The US lost a WTO case against its flavored cigarette ban, which made people unhappy.
Now, the US is not changing its laws, which has made Indonesia (the winner in the case) unhappy.
What does it mean to have international dispute settlement where ain’t no one happy?
I explore that question in an update (soon to be published in a book by Edward Elgar) to a paper published last year.
Here’s the admittedly not too punchy punchline, which synthesizes some thinking from my recent research:
The ‘legalisation’ of international affairs has attracted significant scholarly attention over the last several decades. According to this research, international regimes are more ‘legalised’ when states delegate to third parties the ability to determine compliance. By this dimension, the World Trade Organization’s (‘WTO’) Dispute Settlement Body (‘DSB’) — where states whose measures are challenged cannot veto the outcome of third party adjudication — represents ‘legalisation’ par excellence.
Regimes are also more ‘legalised’ when more binding and more precise. Here, the status of the WTO is more uncertain. On the one hand, WTO rulings — with the threat of commercial sanctions for non-compliance — are reasonably binding by the lax standards of international legal regimes. On the other hand, powerful nations have flouted rulings for years, apparently assured of their ability to weather the diplomatic and commercial storms. And many key WTO obligations are imprecise and appear to regularly confound respondent governments.
Indeed, subsequent scholarship has questioned the coherence of the ‘legalisation’ concept, noting that high imprecision and high delegation appear to go together. Moreover, in the absence of a supranational entity with a monopoly of legitimate force, some scholars have suggested that regimes that regularly rule against the preferences of powerful governments will not be able to elicit compliance.
I call this the ‘counter-legalisation’ problem: delegated authority plus textual imprecision empowers international regimes to fill in textual gaps in ways that states did not intend and do not control. Over time, these regimes increasingly refer to their own case law and logic, but as a consequence may create resistance to compliance. But this does not make ‘legalised’ entities irrelevant. Their formal determinations continue to exist, serving as a justificatory resource for domestic groups interested in aligning local policy with global determinations. The result is a potential ‘legalisation pendulum’. Put differently, state behaviour in response to international legal decisions may be determined by political and structural factors exogenous to the law, but international rulings provide discursive resources that can be used to influence subsequent interactions with states.
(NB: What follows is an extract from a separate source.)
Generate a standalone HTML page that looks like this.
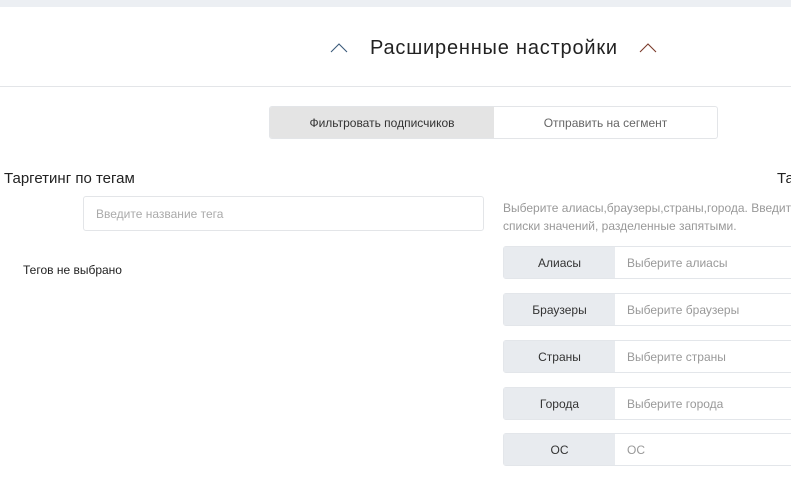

It seems that public interest advocacy (such as efforts to regulate tobacco) is particularly susceptible to being curtailed by these pendulum effects. Unlike industry, it does not control jobs or campaign donations that put clear ‘costs’ and ‘benefits’ in the minds of policymakers that might justify deviance from international law norms. It is also not the province of the military, where states appear particularly willing to go against international legal determinations. Instead, public interest law may have two strengths: its reliance on empirical evidence and the domestic legitimacy that comes from weighing and balancing different interests. International adjudicatory regimes — which often have their own approach to evidence and balancing — seem well positioned to mimic the strengths of public interest law.
This chapter explores a case study of a potential ‘legalisation pendulum’ problem. In 2011 and 2012, a WTO Panel and the Appellate Body (‘AB’) ruled against aspects of the US Family Smoking Prevention and Tobacco Control Act (‘FSPTCA’). Indonesia successfully argued before the WTO that the US policy of banning clove (mostly imported from Indonesia) as a characterising cigarette flavour — while allowing (mostly US-produced) menthol flavourings — constituted discrimination under Article 2.1 of the WTO’s Agreement on Technical Barriers to Trade (‘TBT’). Commentators have noted that two compliance options would be either to weaken the FSPTCA by allowing cloves or to eliminate differential treatment by banning menthols. Many observers and US policymakers — who appeared to engage in a prolonged balancing act of competing interests to pass and implement the legislation — have responded by criticising the WTO decisions for being out of step with health and regulatory prerogatives. As a consequence, the prospect for near-term US compliance to Indonesia’s satisfaction appears to be remote.
I argue that these outcomes should not be surprising. The lack of strong principal-agent controls by states on WTO adjudicators leads to overreaching decisions. As a result, powerful states simply cannot comply when they lose to weaker states and do not wish to change challenged policies. However, tobacco regulations — public interest regulations with a weak and dispersed base of domestic support — are the type of policy that we might expect to be vulnerable to legalised regimes like the WTO over the longer term.